Todavia, abro espaço para parabenizar a equipe que trabalhou na estética e visual de Panzer Corps 2, pelo incrível trabalho de ser capaz de representar diferentes terrenos visualmente sem que um jogador tenha que navegar por uma dezena de menus. Isso sem contar a grande assimetria que existe entre as tropas do Eixo e as Aliadas, seja em soldados, tanques, artilharia ou aviões. Coisas que certos jogos (não é mesmo Wargroove?) deveriam aprender.
Para alguém que estava com 30 pés atrás em relação a tantas mudanças para Panzer Corps 2, da mudança de estilo visual às novas funcionalidades que poderiam ser só enfeites, fico feliz e aliviado de ver que ele se encaminha para um futuro brilhante. Queria ter tido mais tempo de testar todos os cenários, mas seria impossível. Para você ter uma ideia, só a campanha da de 1939 consiste em mais de 30 cenários e todas as campanhas que vão até 1943, 81. Isso sem contar o gerador de missões aleatórias e o editor de mapas, ao qual não obtive acesso durante a versão de preview.

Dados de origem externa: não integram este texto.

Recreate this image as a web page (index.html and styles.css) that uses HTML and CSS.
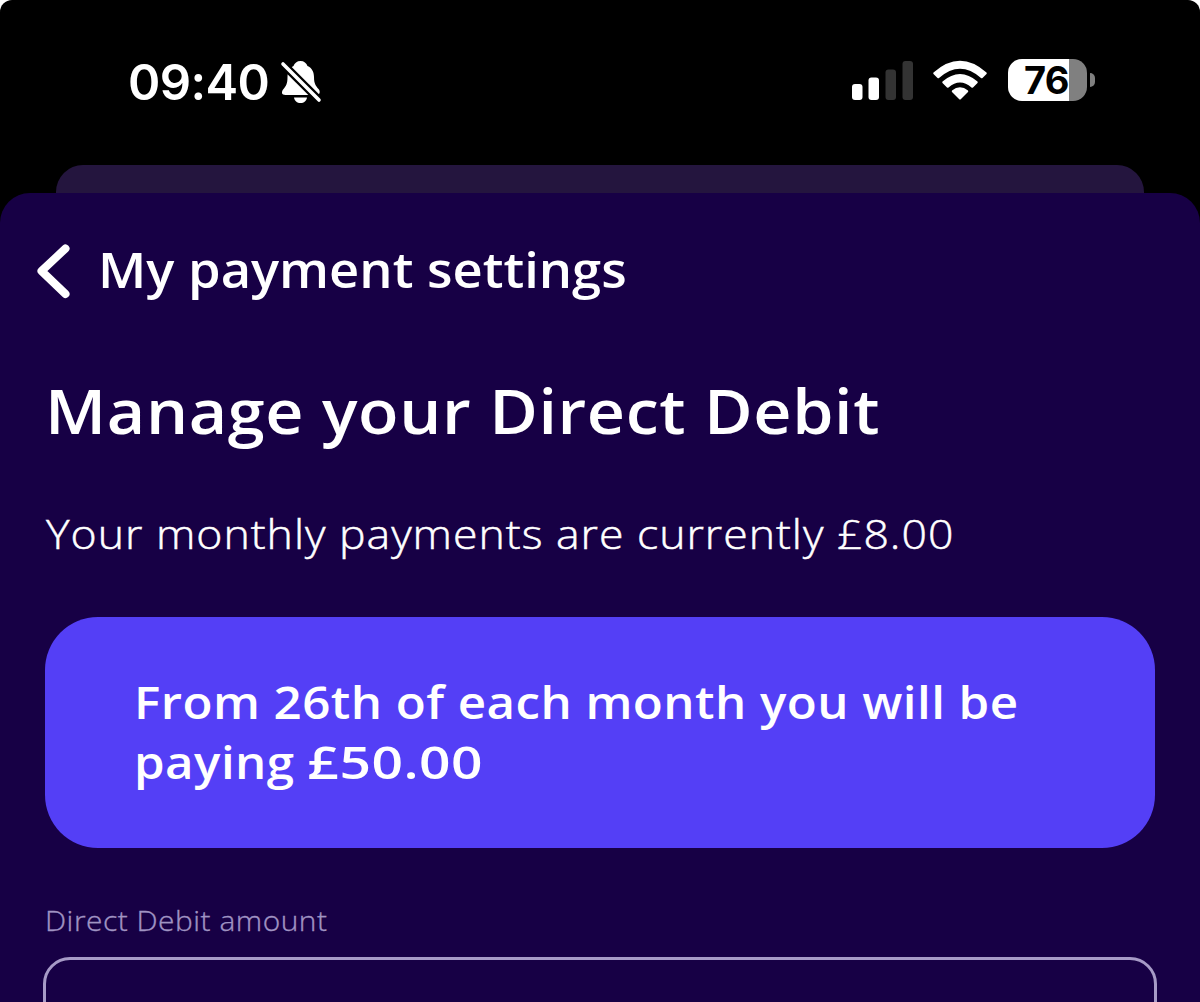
FILE: index.html
```
<!DOCTYPE html>
<html lang="en">
<head>
<meta charset="utf-8">
<title>My payment settings</title>
<link rel="stylesheet" href="styles.css">
</head>
<body>
<div class="phone">
  <header class="status">
    <span class="time">09:40</span>
    <svg class="bell" width="42" height="46" viewBox="0 0 42 46">
      <path fill="#fff" d="M20.500 2C24 2 26.500 4 27.500 7C32 9 34 13 34 18C34 25 36 27 38.500 30C41 33 39.500 36 36 36H5.500C1.500 36 1 33 3.500 30C6 27 7.500 25 7.500 18C7.500 13 10 9 13.500 7C14.500 4 17 2 20.500 2Z"/>
      <path fill="#fff" d="M14 38.500H27C26.500 42 24 44 20.500 44S14.500 42 14 38.500Z"/>
      <path stroke="#000" stroke-width="8" d="M-1 1L42 44"/>
      <path stroke="#fff" stroke-width="3.600" stroke-linecap="round" d="M3 5L39 41"/>
    </svg>
    <div class="indicators">
      <svg class="signal" width="62" height="40" viewBox="0 0 62 40">
        <rect x="1" y="24" width="10.500" height="16" rx="3" fill="#fff"/>
        <rect x="17.500" y="17.500" width="10.500" height="22.500" rx="3" fill="#fff"/>
        <rect x="34.500" y="9.500" width="10.500" height="30.500" rx="3" fill="#333"/>
        <rect x="51.500" y="1" width="10.500" height="39" rx="3" fill="#333"/>
      </svg>
      <svg class="wifi" width="56" height="42" viewBox="0 0 56 42" fill="#fff">
        <path d="M1.500 12.500Q28-11 54.500 12.500Q55 13.500 54.500 14L50.500 18Q49.500 18.500 49 18Q28-.500 7 18Q6.500 18.500 5.500 18L1.500 14Q1 13.500 1.500 12.500Z"/>
        <path d="M10.500 21.500Q28 6.500 45.500 21.500Q46 22.500 45.500 23L41 27.500Q40 28 39.500 27.500Q28 17.500 16.500 27.500Q16 28 15 27.500L10.500 23Q10 22.500 10.500 21.500Z"/>
        <path d="M20 30.500Q28 24 36 30.500Q36.500 31.500 36 32L29 39Q28 40 27 39L20 32Q19.500 31.500 20 30.500Z"/>
      </svg>
      <div class="battery"><span class="level">76</span></div>
      <div class="cap"></div>
    </div>
  </header>
  <div class="behind"></div>
  <main class="sheet">
    <nav class="nav">
      <svg class="back" width="34" height="56" viewBox="0 0 34 56">
        <path d="M29.500 4.500L5.500 27L29.500 50" fill="none" stroke="#fff" stroke-width="8" stroke-linecap="round" stroke-linejoin="round"/>
      </svg>
      <span class="nav-title">My payment settings</span>
    </nav>
    <h1 class="heading">Manage your Direct Debit</h1>
    <p class="summary">Your monthly payments are currently £8.00</p>
    <section class="card">
      <div class="notice">From 26th of each month you will be</div>
      <div class="notice">paying <span class="amount">£50.00</span></div>
    </section>
    <label class="label">Direct Debit amount</label>
    <div class="field"></div>
  </main>
</div>
</body>
</html>
```
FILE: styles.css
```
* { box-sizing: border-box; }
body { margin: 0; background: #fff; overflow: hidden; }
.phone {
  width: 1200px;
  height: 1002px;
  overflow: hidden;
  background: #000;
  border-radius: 12px 12px 0 0;
  color: #fff;
  font-family: "Open Sans", "Noto Sans", sans-serif;
  white-space: nowrap;
}
.status {
  height: 165px;
  display: flex;
  align-items: flex-start;
  padding: 59px 105px 0 127px;
  font-family: Inter, sans-serif;
}
.time {
  width: 153px;
  padding-left: 1px;
  font-size: 49px;
  font-weight: 600;
  line-height: 47px;
  letter-spacing: -0.6px;
}
.indicators { display: flex; align-items: flex-start; margin-left: auto; }
.signal { margin-top: 1px; }
.wifi { margin: 1px 0 0 19px; }
.battery {
  width: 79px;
  height: 42px;
  margin-left: 20px;
  border-radius: 14px;
  background: linear-gradient(90deg, #fff 61px, #808080 61px);
}
.level {
  display: block;
  padding-left: 16px;
  color: #000;
  font-size: 38px;
  font-weight: 700;
  line-height: 43px;
  letter-spacing: -0.8px;
}
.cap { width: 5px; height: 14px; margin: 14px 0 0 3px; border-radius: 0 6px 6px 0; background: #808080; }
.behind { height: 28px; margin: 0 56px; border-radius: 27px 27px 0 0; background: #24153e; }
.sheet {
  height: 809px;
  border-radius: 30px 30px 0 0;
  background: #170045;
  padding: 46px 43px 0 45px;
  display: flex;
  flex-direction: column;
}
.sheet > * { flex-shrink: 0; }
.nav-title, .heading, .summary, .notice, .label, .amount { transform-origin: 0 50%; }
.nav { display: flex; height: 60px; margin-left: -9px; }
.back { margin: 5px 28px 0 0; }
.nav-title { font-size: 49px; font-weight: 600; line-height: 60px; transform: scaleX(1.07); }
.heading { margin: 71px 0 0; font-size: 62px; font-weight: 600; line-height: 80px; letter-spacing: 0.6px; transform: scaleX(1.07); }
.summary {
  margin: 53px 0 0 1px;
  font-size: 41px;
  font-weight: 300;
  line-height: 60px;
  letter-spacing: 0.9px;
  -webkit-text-stroke: 0.5px #fff;
  transform: scaleX(1.088);
}
.card {
  width: 1110px;
  height: 231px;
  margin-top: 54px;
  padding: 54px 89px 0;
  border-radius: 53px;
  background: #543ff6;
}
.notice { font-size: 46px; font-weight: 600; line-height: 60px; letter-spacing: 0.43px; transform: scaleX(1.07); }
.amount { display: inline-block; transform: scaleX(1.12); }
.label {
  margin-top: 52px;
  color: #a094c3;
  font-size: 28px;
  font-weight: 300;
  line-height: 40px;
  letter-spacing: 0.5px;
  -webkit-text-stroke: 0.35px #a094c3;
  transform: scaleX(1.066);
}
.field { height: 90px; margin: 17px 0 0 -2px; border: 3px solid #a79bc7; border-radius: 27px; }
```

Pois é, “não mude o que não está quebrado”, e a Slitherine cautelosamente não o fez. O que ela fez foi enriquecer mais ainda um jogo que precisava tanto de atenção e de uma bela repaginada em todas as frentes. Ainda é aquele arroz com feijão? Claro que é, existem jogos de estratégia em turnos muito mais complexos por aí, mas tem dia que você só que um arroz e feijão, quem sabe acompanhado de uma farofinha. Nisso, Panzer Corps 2 dá todos os indícios de continuar no topo.
Ao que tudo indica, Panzer Corps 2 será pelos próximos anos o novo carro chefe da Slitherine. Com expansões a fio, novos mapas e cenários, assim como ocorreu com Panzer Corps 1 e seus DLCs (Allied Forces, Afrika Corps, dentre tantos). Se for para ser assim, mal posso esperar para pôr as minhas mãos na versão final e descobrir o que vem por aí.